Briganti G., D’altro non siamo ricchi se non di disegni, in Mino Maccari, catalogo della mostra, Siena, Palazzo Pubblico (23 luglio-15 ottobre 1977), Firenze, Studio per edizioni scelte 1977, pp. VII-VIII

Di Pino Giambi S., Maccari illustratore di libri, in Mino Maccari, catalogo della mostra, Siena, Palazzo Pubblico (23 luglio-15 ottobre 1977), Firenze, Studio per edizioni scelte, 1977, pp. 121-123

Guerrieri P., Strapaese, in Mino Maccari, catalogo della mostra, Siena, Palazzo Pubblico (23 luglio-15 ottobre 1977), Firenze, Studio per edizioni scelte,1977, pp. 11-18

Bucci M., Su Maccari a teatro a Firenze soprattutto, in Mino Maccari 1898 – 1989. «Il genio dell’irriverenza»Mostra Antologica 1921-1989, Firenze, Edizioni Città di Lugano – Edizioni Pananti, 1992, pp. 45-47

Paloscia T., Antologia critica, in Mino Maccari 1898 – 1989 «Il genio dell’irriverenza»Mostra Antologica 1921-1989, Firenze, Edizioni Città di Lugano – Edizioni Pananti, 1992, pp. 92-95

Note: Il breve brano seguente è un esempio dell’indipendenza di pensiero di Mino Maccari tratto da Addio al passato, pubblicato ne Il Selvaggio nel 1926:

“Gli episodi politici o pseudo politici, i loro sviluppi e le loro vicende, non ci interessano più (…). Noi sentiamo bene che oggi non è permesso a chiunque fare della politica. Col fascismo, la politica è arte di Governo, non di partito (…). Non c’è che l’arte. L’arte è l’espressione suprema dell’intelligenza di una stirpe. Una rivoluzione è anzitutto e soprattutto un atteggiamento e un orientamento dell’intelligenza.
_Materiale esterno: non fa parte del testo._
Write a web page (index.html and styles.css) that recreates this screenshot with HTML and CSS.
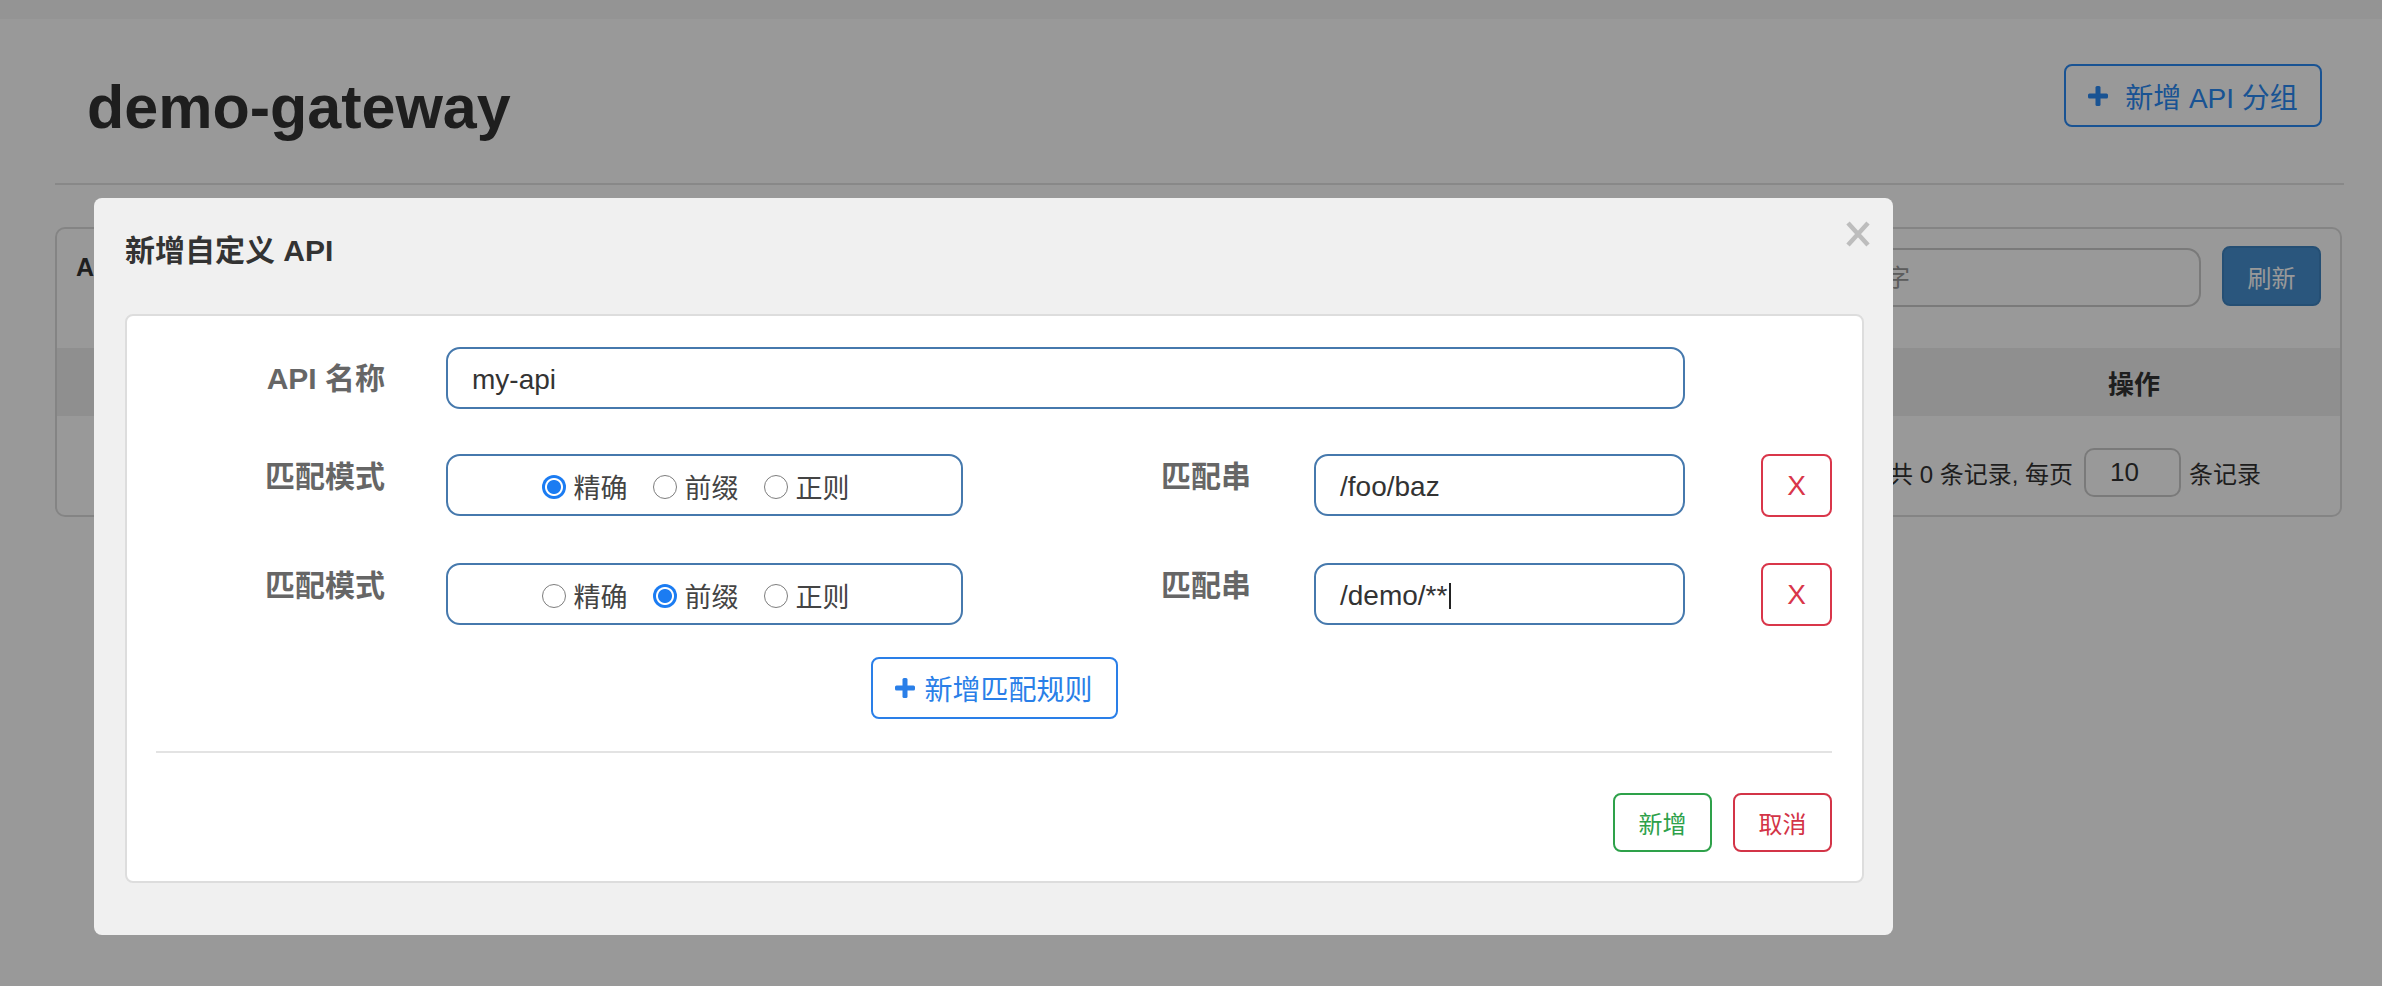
FILE: index.html
```html
<!DOCTYPE html>
<html lang="zh-CN">
<head>
<meta charset="utf-8">
<title>demo-gateway</title>
<link rel="stylesheet" href="styles.css">
</head>
<body>
<div class="topbar"></div>
<main class="page">
  <header class="page-header">
    <h1 class="app-title">demo-gateway</h1>
    <button class="btn btn-add-group">
      <svg class="icon-plus" viewBox="0 0 20 20"><rect x="7.5" y="0" width="5" height="20" rx="1.5"/><rect x="0" y="7.5" width="20" height="5" rx="1.5"/></svg>新增 API 分组
    </button>
  </header>

  <section class="panel">
    <div class="panel-heading">
      <span class="panel-title">API</span>
      <div class="panel-tools">
        <div class="search-input">请输入关键字</div>
        <button class="btn btn-refresh">刷新</button>
      </div>
    </div>
    <div class="table-head">
      <span class="th"></span>
      <span class="th"></span>
      <span class="th"></span>
      <span class="th">操作</span>
    </div>
    <div class="pager">
      <span>共 0 条记录, 每页</span>
      <span class="page-size">10</span>
      <span>条记录</span>
    </div>
  </section>
</main>

<div class="overlay">
  <div class="dialog">
    <button class="dialog-close" aria-label="关闭">
      <svg viewBox="0 0 26 26"><path d="M3 2 L23 24 M23 2 L3 24"/></svg>
    </button>
    <h2 class="dialog-title">新增自定义 API</h2>
    <div class="dialog-body">
      <div class="form-row">
        <label class="form-label form-label-center">API 名称</label>
        <div class="form-control span-wide">my-api</div>
      </div>

      <div class="form-row row-gap-1">
        <label class="form-label">匹配模式</label>
        <div class="radio-group">
          <span class="radio"><span class="radio-dot checked"></span>精确</span>
          <span class="radio"><span class="radio-dot"></span>前缀</span>
          <span class="radio"><span class="radio-dot"></span>正则</span>
        </div>
        <label class="form-label form-label-sub">匹配串</label>
        <div class="form-control">/foo/baz</div>
        <div class="cell-end"><button class="btn btn-remove">X</button></div>
      </div>

      <div class="form-row row-gap-2">
        <label class="form-label">匹配模式</label>
        <div class="radio-group">
          <span class="radio"><span class="radio-dot"></span>精确</span>
          <span class="radio"><span class="radio-dot checked"></span>前缀</span>
          <span class="radio"><span class="radio-dot"></span>正则</span>
        </div>
        <label class="form-label form-label-sub">匹配串</label>
        <div class="form-control">/demo/**<span class="caret"></span></div>
        <div class="cell-end"><button class="btn btn-remove">X</button></div>
      </div>

      <div class="add-row">
        <button class="btn btn-add-rule">
          <svg class="icon-plus" viewBox="0 0 20 20"><rect x="7.5" y="0" width="5" height="20" rx="1.5"/><rect x="0" y="7.5" width="20" height="5" rx="1.5"/></svg>新增匹配规则
        </button>
      </div>

      <hr class="divider">

      <div class="dialog-footer">
        <button class="btn btn-ok">新增</button>
        <button class="btn btn-cancel">取消</button>
      </div>
    </div>
  </div>
</div>
</body>
</html>
```

FILE: styles.css
```css
* { box-sizing: border-box; }

html, body { margin: 0; padding: 0; }

body {
  width: 2382px;
  height: 986px;
  overflow: hidden;
  background: #fff;
  color: #333;
  font-family: "Liberation Sans", "Noto Sans CJK SC", sans-serif;
}

.topbar {
  height: 19px;
  background: #f7f7f7;
}

.page {
  margin-left: 55px;
  width: 2289px;
}

/* ---------- page header ---------- */
.page-header {
  display: flex;
  justify-content: space-between;
  align-items: flex-start;
  height: 166px;
  padding: 45px 22px 0 32px;
  border-bottom: 2px solid #e3e3e3;
}

.app-title {
  margin: 13px 0 0;
  font-size: 61px;
  line-height: 60px;
  font-weight: bold;
  color: #333;
}

.btn {
  font-family: inherit;
  background: transparent;
  border: 2px solid currentColor;
  border-radius: 8px;
  display: inline-flex;
  align-items: center;
  justify-content: center;
  padding: 0;
  margin: 0;
  cursor: pointer;
  white-space: nowrap;
}

.icon-plus {
  width: 20px;
  height: 20px;
  fill: currentColor;
  flex: none;
}

.btn-add-group {
  width: 258px;
  height: 63px;
  color: #2b8af5;
  font-size: 28px;
}
.btn-add-group .icon-plus { margin-right: 17px; }

/* ---------- panel ---------- */
.panel {
  margin-top: 42px;
  width: 2287px;
  height: 290px;
  border: 2px solid #ddd;
  border-radius: 10px;
  overflow: hidden;
}

.panel-heading {
  height: 119px;
  display: flex;
  justify-content: space-between;
  align-items: flex-start;
  padding: 17px 19px 0;
}

.panel-title {
  margin-top: 6px;
  font-size: 25px;
  line-height: 30px;
  font-weight: bold;
  color: #333;
}

.panel-tools {
  display: flex;
  align-items: flex-start;
}

.search-input {
  margin-top: 2px;
  width: 449px;
  height: 59px;
  border: 2px solid #ccc;
  border-radius: 14px;
  padding-left: 12px;
  font-size: 24px;
  line-height: 55px;
  color: #999;
}

.btn-refresh {
  margin-left: 21px;
  width: 99px;
  height: 60px;
  background: #4790d0;
  border-color: #3f84c2;
  color: #fff;
  font-size: 24px;
}

.table-head {
  height: 68px;
  background: #eee;
  display: grid;
  grid-template-columns: 1fr 1fr 1fr 412px;
  align-items: center;
}

.th {
  text-align: center;
  font-size: 26px;
  font-weight: bold;
  color: #333;
}

.pager {
  height: 99px;
  padding: 14px 79px 0 0;
  display: flex;
  justify-content: flex-end;
  align-items: center;
  font-size: 24px;
  color: #333;
}

.page-size {
  width: 97px;
  height: 49px;
  margin: 0 8px 0 11px;
  border: 2px solid #ccc;
  border-radius: 10px;
  padding-left: 24px;
  font-size: 26px;
  line-height: 45px;
}

/* ---------- dialog ---------- */
.overlay {
  position: fixed;
  inset: 0;
  background: rgba(0, 0, 0, 0.4);
  padding: 198px 0 0 94px;
}

.dialog {
  position: relative;
  width: 1799px;
  background: #f0f0f0;
  border-radius: 8px;
  padding: 35px 29px 52px 31px;
}

.dialog-close {
  position: absolute;
  top: 23px;
  right: 22px;
  width: 26px;
  height: 26px;
  padding: 0;
  border: 0;
  background: transparent;
}
.dialog-close svg {
  width: 26px;
  height: 26px;
  display: block;
  stroke: #bdbdbd;
  stroke-width: 4.5;
  fill: none;
}

.dialog-title {
  margin: 0 0 45px;
  font-size: 30px;
  line-height: 36px;
  font-weight: bold;
  color: #333;
}

.dialog-body {
  background: #fff;
  border: 2px solid #ddd;
  border-radius: 8px;
  padding: 31px 30px 29px 29px;
}

.form-row {
  display: grid;
  grid-template-columns: 290px 517px 351px 371px 147px;
  height: 62px;
}
.row-gap-1 { margin-top: 45px; }
.row-gap-2 { margin-top: 47px; }

.form-label {
  align-self: start;
  padding-top: 5px;
  text-align: right;
  padding-right: 61px;
  font-size: 30px;
  line-height: 36px;
  font-weight: bold;
  color: #666;
}
.form-label-center { align-self: center; padding-top: 2px; }
.form-label-sub { padding-right: 63px; }

.form-control {
  height: 62px;
  border: 2px solid #4679ad;
  border-radius: 14px;
  padding: 3px 0 0 24px;
  display: flex;
  align-items: center;
  font-size: 28px;
  color: #333;
}
.span-wide { grid-column: 2 / 5; }

.caret {
  display: inline-block;
  width: 2px;
  height: 26px;
  margin-left: 2px;
  background: #222;
}

.radio-group {
  height: 62px;
  border: 2px solid #4679ad;
  border-radius: 14px;
  display: flex;
  justify-content: center;
  align-items: center;
  padding: 3px 18px 0 0;
  font-size: 27px;
  color: #444;
}

.radio {
  display: inline-flex;
  align-items: center;
  margin-right: 25px;
}
.radio:last-child { margin-right: 0; }

.radio-dot {
  width: 24px;
  height: 24px;
  margin-right: 8px;
  border-radius: 50%;
  border: 1.5px solid #7d7d7d;
  background: #fff;
}
.radio-dot.checked {
  border: 0;
  background: radial-gradient(circle, #1b7cf2 0 6.5px, #fff 7.5px 8.5px, #1b7cf2 9.5px);
}

.cell-end {
  display: flex;
  justify-content: flex-end;
}

.btn-remove {
  width: 71px;
  height: 63px;
  color: #d9364a;
  font-size: 28px;
}

.add-row {
  margin-top: 32px;
  display: flex;
  justify-content: center;
}

.btn-add-rule {
  width: 247px;
  height: 62px;
  color: #2a7fe8;
  font-size: 28px;
}
.btn-add-rule .icon-plus { margin-right: 9px; }

.divider {
  margin: 32px 0 0;
  border: 0;
  border-top: 2px solid #e3e3e3;
}

.dialog-footer {
  margin-top: 40px;
  display: flex;
  justify-content: flex-end;
  gap: 21px;
}

.btn-ok,
.btn-cancel {
  width: 99px;
  height: 59px;
  font-size: 24px;
}
.btn-ok { color: #2ea14a; }
.btn-cancel { color: #d33447; }
```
Dunque dalla produzione artistica noi avremo l’indice del valore di una rivoluzione. Il discorso del Duce alla Mostra del Novecento conferma tale concetto: esso ha pesato in modo decisivo sulla crisi del Selvaggio, il cui atteggiamento aveva già tutti i caratteri d’una manifestazione artistica; sicché nessun potrà meravigliarsi dell’avere il Selvaggio chiuso il suo periodo squadristico ed eletto a compito d’una sua nuova vita la coltivazione dell’arte.”

A Colle Val d’Elsa è giunto alla V edizione il Premio Satira Grafica Mino Maccari organizzato dall’omonima Associazione Culturale e aperto a tutti gli studenti delle Scuole Medie Superiori.